-- Begin Provided material --

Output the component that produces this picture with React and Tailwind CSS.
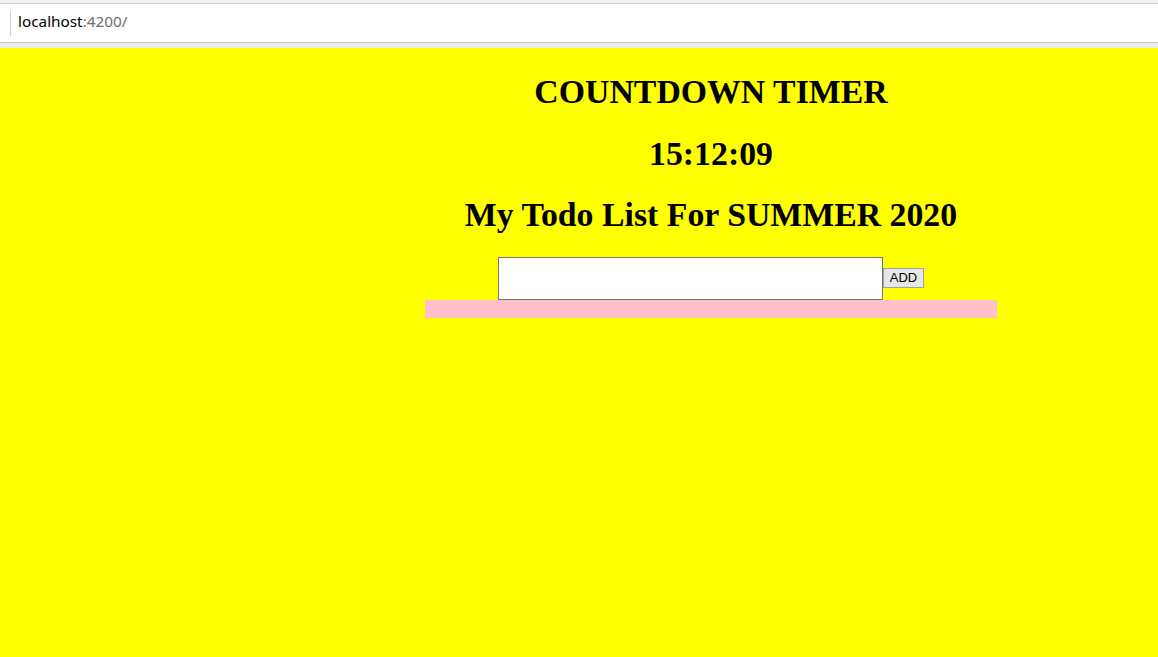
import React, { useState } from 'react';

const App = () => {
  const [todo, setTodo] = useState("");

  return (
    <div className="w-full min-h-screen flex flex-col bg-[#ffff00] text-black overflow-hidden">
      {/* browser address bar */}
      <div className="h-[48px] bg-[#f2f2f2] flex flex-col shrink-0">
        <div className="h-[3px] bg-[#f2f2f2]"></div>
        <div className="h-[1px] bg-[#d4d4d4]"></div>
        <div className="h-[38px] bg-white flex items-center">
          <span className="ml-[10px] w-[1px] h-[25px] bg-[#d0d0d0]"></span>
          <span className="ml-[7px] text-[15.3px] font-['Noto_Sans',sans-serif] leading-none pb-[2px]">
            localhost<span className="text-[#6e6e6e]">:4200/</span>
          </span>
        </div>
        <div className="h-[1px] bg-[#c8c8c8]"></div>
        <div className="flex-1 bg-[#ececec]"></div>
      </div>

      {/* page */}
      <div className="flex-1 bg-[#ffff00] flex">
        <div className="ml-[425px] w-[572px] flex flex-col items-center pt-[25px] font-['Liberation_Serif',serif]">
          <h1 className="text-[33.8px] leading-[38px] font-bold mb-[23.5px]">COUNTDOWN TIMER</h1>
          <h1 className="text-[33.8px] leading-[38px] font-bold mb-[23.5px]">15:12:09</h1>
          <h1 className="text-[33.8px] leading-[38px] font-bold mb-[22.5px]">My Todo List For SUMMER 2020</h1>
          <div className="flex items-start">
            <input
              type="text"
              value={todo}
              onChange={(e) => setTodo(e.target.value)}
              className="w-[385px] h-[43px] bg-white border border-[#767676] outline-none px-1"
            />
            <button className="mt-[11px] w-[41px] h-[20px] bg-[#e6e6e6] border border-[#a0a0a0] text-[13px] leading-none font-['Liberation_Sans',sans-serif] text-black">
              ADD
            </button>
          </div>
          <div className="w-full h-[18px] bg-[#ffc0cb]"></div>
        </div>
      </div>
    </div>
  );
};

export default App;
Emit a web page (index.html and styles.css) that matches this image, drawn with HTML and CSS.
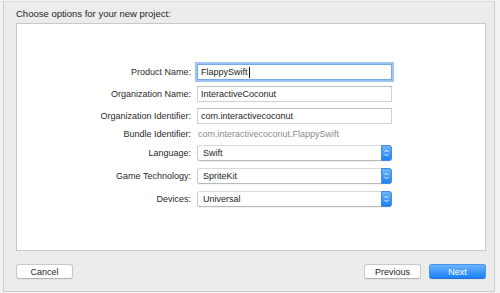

-- End Provided material --

### Problem description
Transcribe the full listing character for character. Pictures are excluded.

### Exercise answer
Output the component that produces this picture with React and Tailwind CSS.
import React, { useState } from 'react';

const App = () => {
  const [todo, setTodo] = useState("");

  return (
    <div className="w-full min-h-screen flex flex-col bg-[#ffff00] text-black overflow-hidden">
      {/* browser address bar */}
      <div className="h-[48px] bg-[#f2f2f2] flex flex-col shrink-0">
        <div className="h-[3px] bg-[#f2f2f2]"></div>
        <div className="h-[1px] bg-[#d4d4d4]"></div>
        <div className="h-[38px] bg-white flex items-center">
          <span className="ml-[10px] w-[1px] h-[25px] bg-[#d0d0d0]"></span>
          <span className="ml-[7px] text-[15.3px] font-['Noto_Sans',sans-serif] leading-none pb-[2px]">
            localhost<span className="text-[#6e6e6e]">:4200/</span>
          </span>
        </div>
        <div className="h-[1px] bg-[#c8c8c8]"></div>
        <div className="flex-1 bg-[#ececec]"></div>
      </div>

      {/* page */}
      <div className="flex-1 bg-[#ffff00] flex">
        <div className="ml-[425px] w-[572px] flex flex-col items-center pt-[25px] font-['Liberation_Serif',serif]">
          <h1 className="text-[33.8px] leading-[38px] font-bold mb-[23.5px]">COUNTDOWN TIMER</h1>
          <h1 className="text-[33.8px] leading-[38px] font-bold mb-[23.5px]">15:12:09</h1>
          <h1 className="text-[33.8px] leading-[38px] font-bold mb-[22.5px]">My Todo List For SUMMER 2020</h1>
          <div className="flex items-start">
            <input
              type="text"
              value={todo}
              onChange={(e) => setTodo(e.target.value)}
              className="w-[385px] h-[43px] bg-white border border-[#767676] outline-none px-1"
            />
            <button className="mt-[11px] w-[41px] h-[20px] bg-[#e6e6e6] border border-[#a0a0a0] text-[13px] leading-none font-['Liberation_Sans',sans-serif] text-black">
              ADD
            </button>
          </div>
          <div className="w-full h-[18px] bg-[#ffc0cb]"></div>
        </div>
      </div>
    </div>
  );
};

export default App;
Emit a web page (index.html and styles.css) that matches this image, drawn with HTML and CSS.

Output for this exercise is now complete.